Local Dolly Parton library aims to be self-sustaining

Jennifer Yauck has a goal to raise awareness for the Dolly Parton Imagination Library in hopes the county’s partnership with the library will sustain and grow registration numbers. 

 

“We’ve slowed down pushing new registrations simply because we’re making sure that we can sustain the current number we have,” she said. “We’re probably about ($6,000) to $7,000 away from funding the current 418 children.”

 

Yauck, who is the coordinator of the Oglethorpe County chapter of Delta Kappa Gamma Society International and teaches at Oglethorpe County High School, said the Gamma Tau chapter was given three renewable Elise Boylston Grants, with the last one of $4,700 coming in May.

 

“That’s one thing we’re really trying to push right now,” she said. “We’re now (in our) fourth year (of fundraising), so that means our grant money is no longer available. We are now totally dependent on the donations of local individuals and businesses to continue to sponsor the program.”

 

Thanks to a partnership with the Oglethorpe County School System in 2020 and the renewable grants, the chapter has donated funds to the Nashville-based library to mail books to children from birth to age 5.

 

The chapter also used other grants of $2,500 and $2,000 and consistently had enough money to cover the monthly mailing and book costs, totaling roughly $2.60 for each child’s monthly book, which is more than $10,000 annually.

 

“The school system (was) eager to bring this program to the children in our county because it is (very low-cost),” she said. “But it’s also just so important because literacy just feeds into so many other dynamics, that having a program like that early on, we wanted Oglethorpe County to have those benefits.”

 

To help raise awareness and funding, Yauck said the chapter gives presentations to local organizations, like the Rotary Club, holds an annual stakeholders meeting where people can see how much has been donated and writes letters to local businesses. 

 

Lexington Primary Care is a sponsor for the 2025-26 school year and recently made a $500 donation that will make it possible for 20 children to receive monthly books for one year. 

 

“We like to get as many donors as we possibly can because it’s up to a county once they are enrolled in the (library),” said Judith Lance, a member of the Gamma Tau chapter. “That’s what we try to do, is maintain the donations, because that’s what we survive on.”

 

Yauck said the Imagination Library has a panel of experts in children’s literature to select and mail age appropriate books to the children and the county’s local Delta Kappa Gamma Society International chapter helps solicit registrations for local families with eligible children. 

 

She added that the panel will look for books that are “well known,” ones children will interact with and others focused on kindness. 

 

“One of the goals of the library is to foster a positive interaction between caregivers and their children as they’re reading these books,” she said. “It’s not just reading the words on the page and you’re done.”

 

She said the library places various reading strategies inside the cover of the books, from advising parents to ask their children questions about the books and asking children to make predictions about what may happen next. 

 

“Books offer an opportunity for parents to read to their children orally,” Lance said. “With books, to develop a love for reading, you need that contact.
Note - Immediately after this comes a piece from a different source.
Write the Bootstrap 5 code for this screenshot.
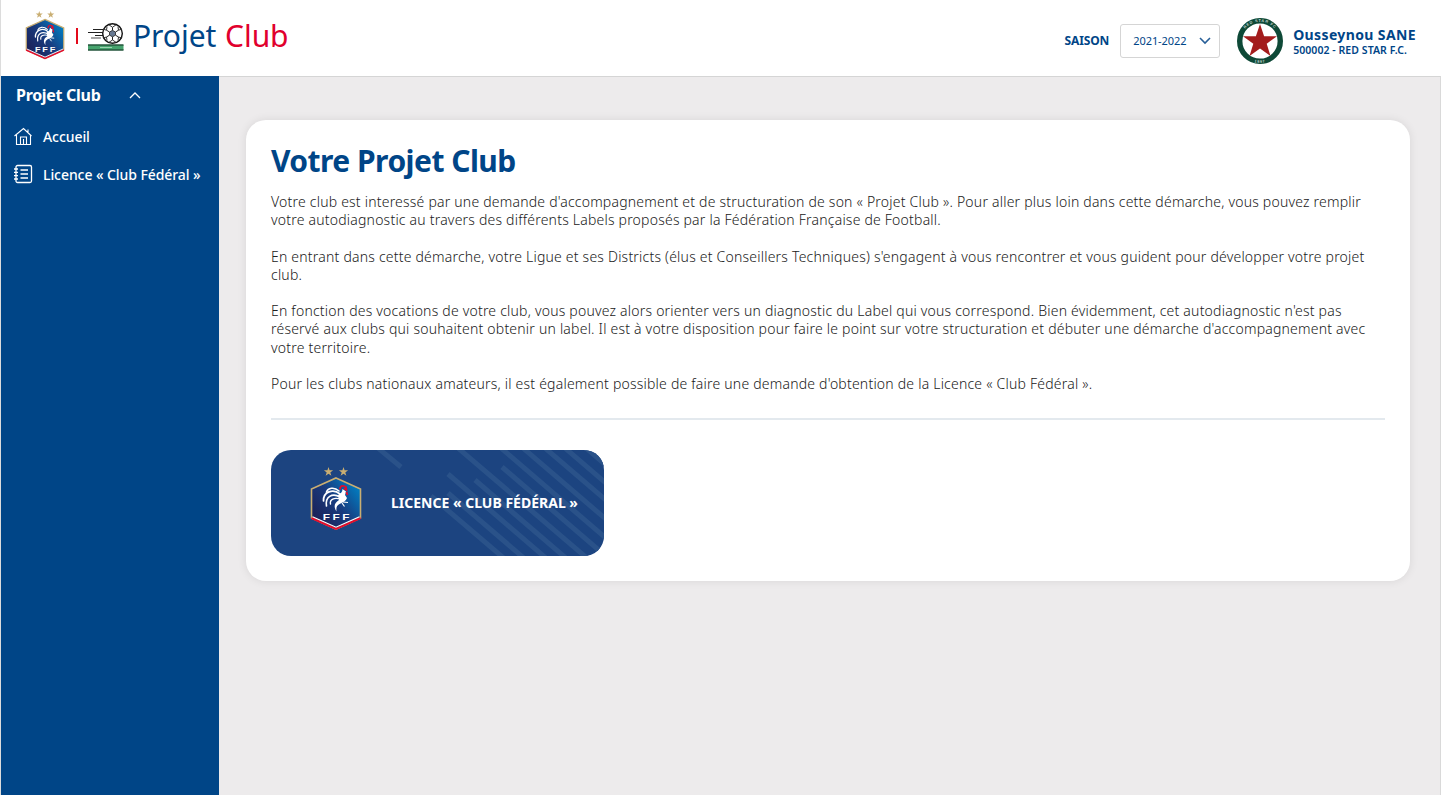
<!DOCTYPE html>
<html lang="fr">
<head>
<meta charset="utf-8">
<meta name="viewport" content="width=device-width, initial-scale=1">
<title>Projet Club</title>
<link href="https://cdn.jsdelivr.net/npm/bootstrap@5.3.0/dist/css/bootstrap.min.css" rel="stylesheet">
<style>
body{font-family:"Noto Sans","Open Sans",sans-serif;background:#fff;color:#3c3c3b;font-size:14px;overflow:hidden}
.page{height:795px;padding-left:1px;background:linear-gradient(90deg,#dcdcdc 1px,#fff 1px)}
.topbar{height:76px;padding:0 25px}
.blue{color:#004587}.red{color:#e1002d}
.brand-row{padding-bottom:4px}
.crest-sm{margin-top:-2px;margin-left:-1px}
.brand{font-size:30px;line-height:36px;white-space:nowrap;margin-left:7px;letter-spacing:-.05px}
.brand .red{margin-left:1px}
.sep{width:2px;height:16px;background:#e30a1b;margin:0 10px 0 11px}
.account{padding-top:5px}
.label-season{font-size:12px;letter-spacing:-.15px;margin-right:11px}
.season{width:100px;height:34px;border:1px solid #d5d5d5;border-radius:3px;font-size:11px;padding:0 8px 0 12px;letter-spacing:-.05px}
.season span{padding-top:1px}
.club-badge{margin:0 10px 0 17px}
.user-name{font-size:14px;line-height:17px;letter-spacing:.38px;font-weight:700}
.user-club{font-size:10.5px;line-height:14px;font-weight:600;letter-spacing:.06px}
.user-box{padding-top:1px}
.side{width:218px;background:#004587;color:#fff;white-space:nowrap}
.side-head{height:38px;padding-left:15px;font-size:16px;letter-spacing:-.3px;font-weight:700}
.side-head svg{margin-left:29px}
.side-link{height:38px;padding-left:12px;color:#fff;text-decoration:none;font-weight:500;letter-spacing:-.07px;gap:10px}
.side-links{padding-top:3px}
.content-area{background:#edebec;border-top:1px solid #d5d5d5;border-right:1px solid #d9d9d9;padding:43px 30px 0 27px}
.panel{border-radius:20px;height:461px;padding:25px;background:#fff;box-shadow:0 0 10px rgba(0,0,0,.09)}
h1{font-size:30px;line-height:32px;font-weight:700;letter-spacing:-.53px;margin:0 0 16px}
.copy{line-height:18.2px;white-space:nowrap;font-weight:300;letter-spacing:.214px;color:#202020}
.copy p{margin:0 0 18.2px}
.rule{height:2px;background:#e3e9ee;margin:25px 0 30px}
.tile{width:333px;height:106px;border-radius:20px;background:#1c4480;color:#fff;overflow:hidden}
.tile:hover{color:#fff}
.tile-art{inset:0}
.tile-crest{margin-left:39px;margin-top:-8px}
.tile-title{font-size:14px;font-weight:700;white-space:nowrap;margin:-2px 0 0 29px}
</style>
</head>
<body>
<svg width="0" height="0" class="position-absolute">
<defs>
<linearGradient id="crest" x1="0.1" y1="0.9" x2="1" y2="0.2"><stop offset="0" stop-color="#1c1f55"/><stop offset=".5" stop-color="#183b7e"/><stop offset="1" stop-color="#0080c4"/></linearGradient>
<symbol id="fff" viewBox="0 0 52 64">
<path id="st" d="M18.500 0l1.100 3.300h3.500l-2.800 2.100 1.100 3.300-2.900-2-2.900 2 1.100-3.300-2.800-2.100h3.500z" fill="#c9ae72"/>
<use href="#st" x="15"/>
<path d="M26 11L50.500 22V51L26 62 1.500 51V22z" fill="url(#crest)" stroke="#c9ae72" stroke-width="1.600"/>
<path d="M1.500 51L26 62 50.500 51" fill="none" stroke="#e30b2b" stroke-width="2"/>
<path d="M2.500 49.700L26 60.200 49.500 49.700" fill="none" stroke="#fff" stroke-width="1.200"/>
<g fill="none" stroke="#fff" stroke-linecap="round">
<path d="M29 24C24 19.500 18 21 16.500 25" stroke-width="1.600"/>
<path d="M30 27C23 21 13 25 13.500 34" stroke-width="1.700"/>
<path d="M30 30C22 25.500 15 30 16.500 39" stroke-width="1.600"/>
<path d="M31 32.500C24 29.500 19.500 33 20.500 37" stroke-width="1.400"/>
</g>
<path d="M28 28C31 26.500 32.500 25 32.500 22L36 24.500 35 28 37 31C36 34 33 35.500 29.500 37C27 38.500 26 40 26.500 44.500C23.500 40 24 36 29 33z" fill="#fff"/>
<path d="M33 35l5 .500M32 36l2.500 3.500" stroke="#fff" stroke-width="1.200"/>
<path d="M30 22.500q0-4.500 4-3.500l2 1 .500 3-2.500-1.500M36.500 25l.800 3" fill="none" stroke="#e30b2b" stroke-width="1.800"/>
<g font-family="Liberation Sans" font-weight="700" font-size="9" fill="#fff"><text x="12.800" y="53" textLength="7.200" lengthAdjust="spacingAndGlyphs">F</text><text x="22.500" y="53" textLength="7.200" lengthAdjust="spacingAndGlyphs">F</text><text x="32.200" y="53" textLength="7.200" lengthAdjust="spacingAndGlyphs">F</text></g>
</symbol>
</defs>
</svg>
<div class="page d-flex flex-column">
<header class="topbar d-flex align-items-center flex-shrink-0">
<div class="brand-row d-flex align-items-center">
<svg width="40" height="49" class="crest-sm flex-shrink-0"><use href="#fff"/></svg>
<span class="sep"></span>
<svg width="38" height="32" viewBox="0 0 38 32">
<path d="M5 9.500H15M0 12.500H15M7 15.500H15" stroke="#222" stroke-width="1"/><path d="M3 18H13" stroke="#888" stroke-width="1.500"/>
<circle cx="24.500" cy="13.500" r="9.800" fill="#fff" stroke="#111" stroke-width="1.400"/>
<path d="M24.500 10.300l3 1.800v3l-3 1.800-3-1.800v-3z" fill="#667891" stroke="#222" stroke-width=".8"/>
<path d="M24.500 10.300V7.300M27.500 12l3-1.800M27.500 15.200l3 1.800M24.500 17v3M21.500 15.200l-3 1.800M21.500 12l-3-1.800" stroke="#222" stroke-width="1"/>
<path d="M21 4.800l3.500 2.500L28 4.800M30.500 10.200l-.5-3.500M30.500 10.200l3.500-1M30.500 17l3.500 1M30.500 17l-.5 3.500M21 22.300l3.500-2.300 3.500 2.300M18.500 10.200l-3.500-1M18.500 10.200l.5-3.500M18.500 17l-3.500 1M18.500 17l.5 3.500" fill="none" stroke="#333" stroke-width="1"/>
<path d="M0 25H35.500V30H0z" fill="#46a36d"/><path d="M0 25H35.500M0 30H35.500" stroke="#24563c" stroke-width="1.400"/><path d="M12 27.500h12" stroke="#9bd3b0"/>
</svg>
<div class="brand blue">Projet <span class="red">Club</span></div>
</div>
<div class="account ms-auto d-flex align-items-center">
<b class="blue label-season">SAISON</b>
<div class="season d-flex align-items-center justify-content-between blue"><span>2021-2022</span><svg width="12" height="8" fill="none" stroke="#285f98" stroke-width="1.600"><path d="M1 1l5 5 5-5"/></svg></div>
<svg class="club-badge" width="46" height="46" viewBox="0 0 46 46">
<defs><path id="ringTop" d="M3.700 23a19.300 19.300 0 0 1 38.600 0"/><path id="ringBottom" d="M1 23a22 22 0 0 0 44 0"/></defs>
<circle cx="23" cy="23" r="20.300" fill="#fff" stroke="#0e4937" stroke-width="5.400"/><path d="M23 6l4.100 12.200H40L29.700 25.700 33.500 38 23 30.600 12.500 38l3.800-12.300L6 18.200H18.900z" fill="#a31c1c"/>
<g font-family="Liberation Sans" font-weight="700" font-size="3.800" fill="#c5d5ce" text-anchor="middle" letter-spacing=".8"><text><textPath href="#ringTop" startOffset="50%">RED STAR FC</textPath></text><text><textPath href="#ringBottom" startOffset="50%">1897</textPath></text></g>
</svg>
<div class="user-box blue"><div class="user-name">Ousseynou SANE</div><div class="user-club">500002 - RED STAR F.C.</div></div>
</div>
</header>
<div class="d-flex flex-grow-1">
<nav class="side flex-shrink-0">
<div class="side-head d-flex align-items-center">Projet Club<svg width="12" height="8" fill="none" stroke="#fff" stroke-width="1.300"><path d="M1 7l5-5 5 5"/></svg></div>
<div class="side-links">
<a href="#" class="side-link d-flex align-items-center"><svg width="20" height="20" fill="none" stroke="#fff" stroke-width="1.100"><path d="M1.500 10L10.500 2.500l8 7.500M3.500 9V18.500h14V9M15 6V3.500M7.500 18v-7h6V18M10.500 13v5M7.500 18.500V11"/></svg>Accueil</a>
<a href="#" class="side-link d-flex align-items-center"><svg width="20" height="20" fill="none" stroke="#fff" stroke-width="1.300"><rect x="3" y="1.500" width="15.500" height="17" rx="1.500"/><path d="M1 5h4M1 8.300h4M1 11.700h4M1 15h4M7.500 6H15M7.500 10H15M7.500 14H15"/></svg>Licence « Club Fédéral »</a>
</div>
</nav>
<main class="content-area flex-grow-1"><section class="panel">
<h1 class="blue">Votre Projet Club</h1>
<div class="copy">
<p>Votre club est interessé par une demande d'accompagnement et de structuration de son « Projet Club ». Pour aller plus loin dans cette démarche, vous pouvez remplir<br>votre autodiagnostic au travers des différents Labels proposés par la Fédération Française de Football.</p>
<p>En entrant dans cette démarche, votre Ligue et ses Districts (élus et Conseillers Techniques) s'engagent à vous rencontrer et vous guident pour développer votre projet<br>club.</p>
<p>En fonction des vocations de votre club, vous pouvez alors orienter vers un diagnostic du Label qui vous correspond. Bien évidemment, cet autodiagnostic n'est pas<br>réservé aux clubs qui souhaitent obtenir un label. Il est à votre disposition pour faire le point sur votre structuration et débuter une démarche d'accompagnement avec<br>votre territoire.</p>
<p>Pour les clubs nationaux amateurs, il est également possible de faire une demande d'obtention de la Licence « Club Fédéral ».</p>
</div>
<div class="rule"></div>
<a href="#" class="tile position-relative d-flex align-items-center text-decoration-none">
<svg class="tile-art position-absolute" width="333" height="106" fill="none" stroke="#2a5289" stroke-width="5"><path d="M107-2L130 17M160 46L235 110M177 43L254 109M177 24L276 109M204 30L296 109M187-2L317 109M231 17L337 108M230-2L337 90M252-2L337 71M274-2L337 52M294-2L337 35M315-2L337 17"/></svg>
<svg class="tile-crest position-relative flex-shrink-0" width="52" height="64"><use href="#fff"/></svg>
<span class="tile-title position-relative">LICENCE « CLUB FÉDÉRAL »</span>
</a>
</section></main>
</div>
</div>
<script src="https://cdn.jsdelivr.net/npm/bootstrap@5.3.0/dist/js/bootstrap.bundle.min.js"></script>
</body>
</html>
When I have parents talk to me about the books that they received, they are happy about them, and eventually, children are as well.”

 

For Yauck, giving a child a book is the “first step” in helping children have positive interactions with books.

 

“I’ve heard many, many times that their child enjoys receiving a book each month,” she said. “And also, (parents and caregivers have) enjoyed reading the books to the children. We know that those interactions, for a variety of reasons, help to foster a love of reading (for children) when they enter school.”